Do this »
Retype only what runs from the first line of the listing to the line holding "pt-[11px] text-[14px] leading-[20px]", both included. Do not retype the pictures.

Supplied data »
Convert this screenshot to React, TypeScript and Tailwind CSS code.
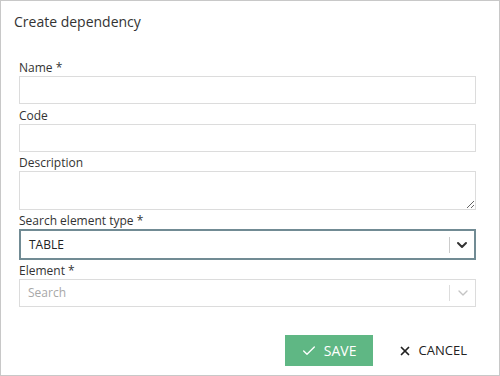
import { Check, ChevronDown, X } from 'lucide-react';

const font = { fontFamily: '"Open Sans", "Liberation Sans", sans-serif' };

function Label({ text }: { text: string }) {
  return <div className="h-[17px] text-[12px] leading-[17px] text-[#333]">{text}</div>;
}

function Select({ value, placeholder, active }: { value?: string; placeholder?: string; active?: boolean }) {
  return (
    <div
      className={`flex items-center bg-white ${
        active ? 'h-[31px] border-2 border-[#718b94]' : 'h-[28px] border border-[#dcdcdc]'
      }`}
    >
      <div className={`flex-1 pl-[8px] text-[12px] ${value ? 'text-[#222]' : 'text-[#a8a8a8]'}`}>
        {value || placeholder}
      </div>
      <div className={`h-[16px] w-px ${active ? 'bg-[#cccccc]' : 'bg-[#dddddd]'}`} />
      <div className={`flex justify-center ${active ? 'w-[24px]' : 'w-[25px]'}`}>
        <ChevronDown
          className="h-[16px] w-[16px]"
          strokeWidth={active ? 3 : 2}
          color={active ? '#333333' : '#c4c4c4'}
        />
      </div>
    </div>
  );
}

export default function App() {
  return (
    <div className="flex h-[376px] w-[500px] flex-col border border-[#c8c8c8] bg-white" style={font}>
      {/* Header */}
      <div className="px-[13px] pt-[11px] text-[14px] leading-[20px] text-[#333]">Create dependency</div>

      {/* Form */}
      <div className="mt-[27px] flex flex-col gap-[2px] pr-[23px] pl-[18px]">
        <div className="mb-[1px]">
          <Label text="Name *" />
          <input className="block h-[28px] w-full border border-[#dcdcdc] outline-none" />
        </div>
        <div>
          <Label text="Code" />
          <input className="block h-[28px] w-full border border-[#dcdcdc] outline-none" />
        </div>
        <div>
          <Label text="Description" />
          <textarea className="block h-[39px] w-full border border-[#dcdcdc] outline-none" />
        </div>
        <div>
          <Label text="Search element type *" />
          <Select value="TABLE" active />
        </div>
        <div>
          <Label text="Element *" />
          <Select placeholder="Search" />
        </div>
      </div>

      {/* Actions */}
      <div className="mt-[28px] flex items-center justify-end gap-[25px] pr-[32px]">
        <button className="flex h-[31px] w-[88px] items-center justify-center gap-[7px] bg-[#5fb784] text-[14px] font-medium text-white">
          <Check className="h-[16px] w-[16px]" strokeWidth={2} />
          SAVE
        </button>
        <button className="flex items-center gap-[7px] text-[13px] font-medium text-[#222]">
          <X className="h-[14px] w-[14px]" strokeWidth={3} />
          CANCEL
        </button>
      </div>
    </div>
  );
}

Task answer »
Convert this screenshot to React, TypeScript and Tailwind CSS code.
import { Check, ChevronDown, X } from 'lucide-react';

const font = { fontFamily: '"Open Sans", "Liberation Sans", sans-serif' };

function Label({ text }: { text: string }) {
  return <div className="h-[17px] text-[12px] leading-[17px] text-[#333]">{text}</div>;
}

function Select({ value, placeholder, active }: { value?: string; placeholder?: string; active?: boolean }) {
  return (
    <div
      className={`flex items-center bg-white ${
        active ? 'h-[31px] border-2 border-[#718b94]' : 'h-[28px] border border-[#dcdcdc]'
      }`}
    >
      <div className={`flex-1 pl-[8px] text-[12px] ${value ? 'text-[#222]' : 'text-[#a8a8a8]'}`}>
        {value || placeholder}
      </div>
      <div className={`h-[16px] w-px ${active ? 'bg-[#cccccc]' : 'bg-[#dddddd]'}`} />
      <div className={`flex justify-center ${active ? 'w-[24px]' : 'w-[25px]'}`}>
        <ChevronDown
          className="h-[16px] w-[16px]"
          strokeWidth={active ? 3 : 2}
          color={active ? '#333333' : '#c4c4c4'}
        />
      </div>
    </div>
  );
}

export default function App() {
  return (
    <div className="flex h-[376px] w-[500px] flex-col border border-[#c8c8c8] bg-white" style={font}>
      {/* Header */}
      <div className="px-[13px] pt-[11px] text-[14px] leading-[20px] text-[#333]">Create dependency</div>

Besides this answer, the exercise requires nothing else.